Last week we looked at the five longest homeruns the Yankees hit this season, so now it’s time to flip the coin and look at the shortest. Given how hilariously homer-friendly Yankee Stadium plays, you can be sure the Bombers hit a ton of cheap homers. Not as many as they hit in Fenway Park though — the four shortest outside-the-park homers were hit in Boston this year. That kinda surprised me, but I guess the Green Monster and Pesky Pole offer some advantages.
Anyway, as I mentioned last week, the Yankees hit 101 fewer homers in 2013 than they did in 2012. That’s the largest single-season drop from one year to the next in baseball history. That decline probably would have been much greater if not for the short right field porch in the Bronx, which saw its fair share of cheapies this summer. You know what I’m talking about, the homers that hit off the top of the wall or just sneak over. The ones that make you chuckle. With a big thanks to Hit Tracker, here are the team’s five shortest homers from this past season.
August 13th: Alfonso Soriano vs. Joe Blanton (video)
I was at this game! That’s kinda fun. The Yankees demolished the Angels during a four-game series in the middle of August, and this game featured two homers by Soriano. The first was a normal-distance two-run shot that turned a one-run deficit into a one-run lead, but the second was a three-run shot that really turned the contest into a laugher. The full count slider caught a little too much of the plate, and Soriano lifted it out to right field for a dinger off the top of the right field wall. We’ve seen some cheap homers change games dramatically, but not this one. It was already a blowout. Distance: 339 ft.

May 18th: Robinson Cano vs. Brandon Morrow (video, 0:43 mark)

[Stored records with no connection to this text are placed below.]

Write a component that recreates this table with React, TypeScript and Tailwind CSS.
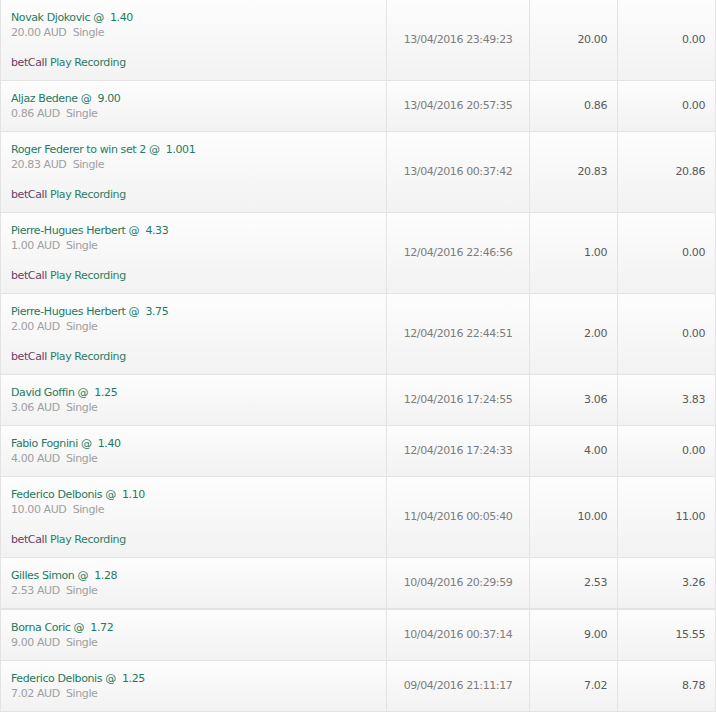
import React from 'react'

type Bet = {
  name: string
  odds: string
  stake: string
  date: string
  amount: string
  ret: string
  recording?: boolean
  thick?: boolean
}

const bets: Bet[] = [
  { name: 'Novak Djokovic', odds: '1.40', stake: '20.00', date: '13/04/2016 23:49:23', amount: '20.00', ret: '0.00', recording: true },
  { name: 'Aljaz Bedene', odds: '9.00', stake: '0.86', date: '13/04/2016 20:57:35', amount: '0.86', ret: '0.00' },
  { name: 'Roger Federer to win set 2', odds: '1.001', stake: '20.83', date: '13/04/2016 00:37:42', amount: '20.83', ret: '20.86', recording: true },
  { name: 'Pierre-Hugues Herbert', odds: '4.33', stake: '1.00', date: '12/04/2016 22:46:56', amount: '1.00', ret: '0.00', recording: true },
  { name: 'Pierre-Hugues Herbert', odds: '3.75', stake: '2.00', date: '12/04/2016 22:44:51', amount: '2.00', ret: '0.00', recording: true },
  { name: 'David Goffin', odds: '1.25', stake: '3.06', date: '12/04/2016 17:24:55', amount: '3.06', ret: '3.83' },
  { name: 'Fabio Fognini', odds: '1.40', stake: '4.00', date: '12/04/2016 17:24:33', amount: '4.00', ret: '0.00' },
  { name: 'Federico Delbonis', odds: '1.10', stake: '10.00', date: '11/04/2016 00:05:40', amount: '10.00', ret: '11.00', recording: true },
  { name: 'Gilles Simon', odds: '1.28', stake: '2.53', date: '10/04/2016 20:29:59', amount: '2.53', ret: '3.26', thick: true },
  { name: 'Borna Coric', odds: '1.72', stake: '9.00', date: '10/04/2016 00:37:14', amount: '9.00', ret: '15.55' },
  { name: 'Federico Delbonis', odds: '1.25', stake: '7.02', date: '09/04/2016 21:11:17', amount: '7.02', ret: '8.78' },
]

const BetRow = ({ bet }: { bet: Bet }) => (
  <div
    className={`flex bg-gradient-to-b from-[#fdfdfd] to-[#f2f2f2] border-[#e3e3e3] ${bet.thick ? 'border-b-2' : 'border-b'}`}
  >
    {/* selection + stake */}
    <div className="w-[386px] border-l border-[#e3e3e3] px-[10px] py-[10px] leading-[15px]">
      <div className="whitespace-pre text-[#1f7a63]">{`${bet.name} @  ${bet.odds}`}</div>
      <div className="whitespace-pre text-[#a0a0a0]">{`${bet.stake} AUD  Single`}</div>
      {bet.recording && (
        <div className="mt-[15px]">
          <span className="text-[#6a4066]">betCall</span>{' '}
          <span className="text-[#2b7f66]">Play Recording</span>
        </div>
      )}
    </div>
    <div className="w-[143px] border-l border-[#e3e3e3] flex items-center justify-center text-[#7d7d7d]">
      {bet.date}
    </div>
    <div className="w-[88px] border-l border-[#e3e3e3] flex items-center justify-end pr-[10px] text-[#5a5a5a]">
      {bet.amount}
    </div>
    <div className="w-[99px] border-l border-r border-[#e3e3e3] flex items-center justify-end pr-[10px] text-[#5a5a5a]">
      {bet.ret}
    </div>
  </div>
)

export default function App() {
  return (
    <div className="w-[716px] h-[712px] overflow-hidden bg-white font-['DejaVu_Sans',sans-serif] text-[11px] tracking-[-0.4px]">
      {bets.map((bet, i) => (
        <BetRow key={i} bet={bet} />
      ))}
    </div>
  )
}
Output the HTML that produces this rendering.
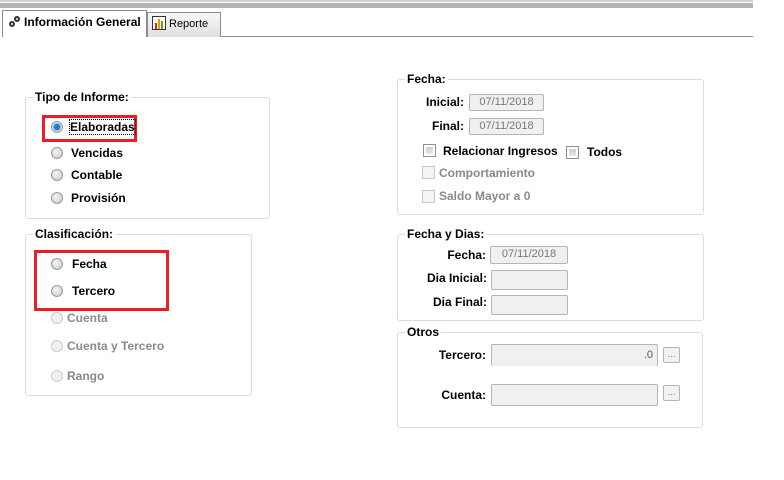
<!DOCTYPE html>
<html><head><meta charset="utf-8"><style>
*{margin:0;padding:0;box-sizing:border-box}
body{width:784px;height:480px;background:#fff;position:relative;overflow:hidden;font-family:"Liberation Sans",sans-serif;font-size:12px;font-weight:bold;color:#000}
.a{position:absolute}
.g{position:absolute;border:1px solid #d5dfe5;border-radius:3px}
.lg{position:absolute;background:#fff;padding:0 2px;line-height:13px}
.r{position:absolute;width:12px;height:12px;border-radius:50%;border:1px solid #9a9a9a;background:radial-gradient(circle at 40% 35%,#f4f4f4,#c8c8c8)}
.r.d{border-color:#ccc;background:#f0f0f0}
.t{position:absolute;line-height:14px}
.gr{color:#8a8a8a}
.in{position:absolute;border:1px solid #b5b5b5;border-radius:2px;background:#f0f0f0;font-weight:normal;color:#777;font-size:11px;text-align:center;line-height:15px}
.cb{position:absolute;width:13px;height:13px;border:1px solid #8e8f8f;background:linear-gradient(#c8c8c8,#eeeeee);box-shadow:inset 0 0 0 2px #fff}
.cb.d{border-color:#c8c8c8;background:#f4f4f4;box-shadow:none}
.red{position:absolute;border:3px solid #ee1c25}
.btn{position:absolute;width:17px;height:16px;border:1px solid #b5b5b5;border-radius:2px;background:#f2f2f2;font-size:9px;font-weight:normal;color:#777;text-align:center;line-height:12px}
</style></head><body>
<div class="a" style="left:0;top:0;width:753px;height:2px;background:#d0d0d0"></div>
<div class="a" style="left:0;top:3px;width:753px;height:5px;background:#b4b4b4"></div>
<div class="a" style="left:146px;top:36px;width:607px;height:1px;background:#898c95"></div>
<div class="a" style="left:147px;top:12px;width:74px;height:25px;border:1px solid #898c95;border-bottom:none;background:linear-gradient(#f8f8f8,#e0e0e0)"></div>
<div class="a" style="left:152px;top:16px;width:14px;height:14px;border:1px solid #333;background:#fff"></div>
<div class="a" style="left:155px;top:23px;width:2px;height:6px;background:#e02020"></div>
<div class="a" style="left:158px;top:19px;width:2px;height:10px;background:#e0a000"></div>
<div class="a" style="left:161px;top:21px;width:2px;height:8px;background:#70a020"></div>
<div class="t" style="left:169px;top:17px;font-weight:normal;font-size:11px">Reporte</div>
<div class="a" style="left:2px;top:10px;width:145px;height:27px;border:1px solid #898c95;border-bottom:none;background:#fff"></div>
<div class="a" style="left:9px;top:21px;width:6px;height:6px;border:2px solid #333;border-radius:50%"></div>
<div class="a" style="left:14px;top:16px;width:6px;height:6px;border:2px solid #333;border-radius:50%"></div>
<div class="t" style="left:24px;top:15px">Información General</div>

<div class="g" style="left:25px;top:97px;width:245px;height:122px"></div>
<div class="lg" style="left:33px;top:91px">Tipo de Informe:</div>
<div class="red" style="left:42px;top:115px;width:95px;height:27px"></div>
<div class="r" style="left:51px;top:121px;background:radial-gradient(circle,#1a6fc0 0,#2b8ad8 3px,#d8d8d8 4px,#fff 6px)"></div>
<div class="t" style="left:70px;top:120px;outline:1px dotted #000">Elaboradas</div>
<div class="r" style="left:51px;top:147px"></div><div class="t" style="left:71px;top:146px">Vencidas</div>
<div class="r" style="left:51px;top:169px"></div><div class="t" style="left:71px;top:168px">Contable</div>
<div class="r" style="left:51px;top:192px"></div><div class="t" style="left:71px;top:191px">Provisión</div>

<div class="g" style="left:25px;top:234px;width:227px;height:162px"></div>
<div class="lg" style="left:33px;top:228px">Clasificación:</div>
<div class="red" style="left:34px;top:250px;width:135px;height:61px"></div>
<div class="r" style="left:51px;top:258px"></div><div class="t" style="left:72px;top:257px">Fecha</div>
<div class="r" style="left:51px;top:285px"></div><div class="t" style="left:72px;top:284px">Tercero</div>
<div class="r d" style="left:51px;top:312px"></div><div class="t gr" style="left:67px;top:311px">Cuenta</div>
<div class="r d" style="left:51px;top:340px"></div><div class="t gr" style="left:67px;top:339px">Cuenta y Tercero</div>
<div class="r d" style="left:51px;top:370px"></div><div class="t gr" style="left:67px;top:369px">Rango</div>

<div class="g" style="left:397px;top:79px;width:307px;height:136px"></div>
<div class="lg" style="left:405px;top:73px">Fecha:</div>
<div class="t" style="left:420px;top:95px;width:44px;text-align:right">Inicial:</div>
<div class="in" style="left:469px;top:94px;width:75px;height:17px">07/11/2018</div>
<div class="t" style="left:420px;top:119px;width:44px;text-align:right">Final:</div>
<div class="in" style="left:469px;top:118px;width:75px;height:17px">07/11/2018</div>
<div class="cb" style="left:423px;top:144px"></div><div class="t" style="left:443px;top:144px">Relacionar Ingresos</div>
<div class="cb" style="left:566px;top:146px"></div><div class="t" style="left:587px;top:145px">Todos</div>
<div class="cb d" style="left:422px;top:166px"></div><div class="t gr" style="left:439px;top:166px">Comportamiento</div>
<div class="cb d" style="left:422px;top:190px"></div><div class="t gr" style="left:439px;top:189px">Saldo Mayor a 0</div>

<div class="g" style="left:397px;top:234px;width:307px;height:87px"></div>
<div class="lg" style="left:405px;top:228px">Fecha y Dias:</div>
<div class="t" style="left:420px;top:248px;width:66px;text-align:right">Fecha:</div>
<div class="in" style="left:490px;top:246px;width:78px;height:18px">07/11/2018</div>
<div class="t" style="left:410px;top:271px;width:77px;text-align:right">Dia Inicial:</div>
<div class="in" style="left:491px;top:270px;width:77px;height:20px"></div>
<div class="t" style="left:410px;top:295px;width:77px;text-align:right">Dia Final:</div>
<div class="in" style="left:491px;top:295px;width:77px;height:20px"></div>

<div class="g" style="left:397px;top:332px;width:306px;height:96px"></div>
<div class="lg" style="left:405px;top:326px">Otros</div>
<div class="t" style="left:420px;top:348px;width:66px;text-align:right">Tercero:</div>
<div class="in" style="left:491px;top:344px;width:167px;height:22px;border-bottom:none;text-align:right;padding-right:4px;line-height:20px;color:#555">.0</div>
<div class="btn" style="left:663px;top:347px">...</div>
<div class="t" style="left:420px;top:388px;width:66px;text-align:right">Cuenta:</div>
<div class="in" style="left:491px;top:384px;width:167px;height:22px"></div>
<div class="btn" style="left:663px;top:385px">...</div>
</body></html>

Another two-homer game, this one with two two-run homers for Cano. Both came against Morrow, but it’s the first that winds up on our list. This one was a line drive more than a high fly ball, making it a little more legitimate in my opinion. Those balls that hang up in the air and land just over the wall rather than settling into the outfielder’s glove as a can of corn are the ones that make me roll my eyes. Cano hit this one right on the screws and gave his team a much more comfortable 3-0 lead. His second homer off Morrow was a bomb into the bleachers in right-center. Gone off the bat, no-doubter … all that stuff. Not a candidate for this post, basically. Distance: 338 ft.
July 28th: Soriano vs. Matt Moore (video)
This game was memorable for several reasons. First, the Yankees honored Hideki Matsui’s career prior to the game with on-field ceremony in which Godzilla officially signed his retirement papers. Second, Derek Jeter made his (second) return from the DL and homered on the first pitch he saw. Third, Soriano, who had just been acquired from the Cubs, had his first big “welcome back to New York game,” going 4-for-5 and driving in three runs. Two of the three scored on his third inning homer, which just snuck over the right field wall to give the Yankees a one-run lead. Watching the replay, you can almost see the exact moment Soriano had the epiphany and realized how friendly the right field short porch can be. Distance: 338 ft.
August 27th: Soriano vs. J.A. Happ (video)
Yep, Soriano again. Of his 17 homers with the Yankees this year, six were classified as “Just Enoughs” by Hit Tracker, meaning they cleared the wall by less than ten vertical feet or landed less than one fence height behind the wall. Unlike the other homers in this post though, this one was not hit in Yankee Stadium. It’s yet another two-homer game, with the second one being a third inning solo shot that literally hit the top of the Rogers Centre left field wall and scooted over for a dinger. With all due respect to Kevin Pillar, a better fielding (better jumping, really) left fielder has a chance to bring this one back. Distance: 337 ft.
May 1st: Ben Francisco vs. Erik Bedard
Yes, Ben Francisco actually hit a homerun as a Yankee. Just one though, and in fact this was the only run he drove in during his 21 games (and 50 plate appearances) in pinstripes. The dinger required a perfect storm: a homer-prone (1.1 HR/9) left-hander in Bedard, a belt-high 89 mph fastball in a 2-0 count, and a ballpark that was just small enough to let the ball carry out. To his credit, Francisco hit the homer out to left field and didn’t take advantage of the short porch in right. The MLB.com video isn’t working for whatever reason, but fast-forward to the 0:30 mark of the embedded video above for Francisco’s season-short tater. Distance: 335 ft.
The 30 clubs combined to hit 4,661 homeruns this past season. Of those 4,661 homers, only eleven traveled a shorter distance than Francisco’s according to Hit Tracker. Two of those eleven were inside-the-park homers, and, believe it or not, there was even one inside-the-parker that traveled farther than Francisco’s blast — Angel Pagan’s walk-off inside-the-parker clanked off the AT&T Park right field wall 388 ft. from home plate. Pretty crazy.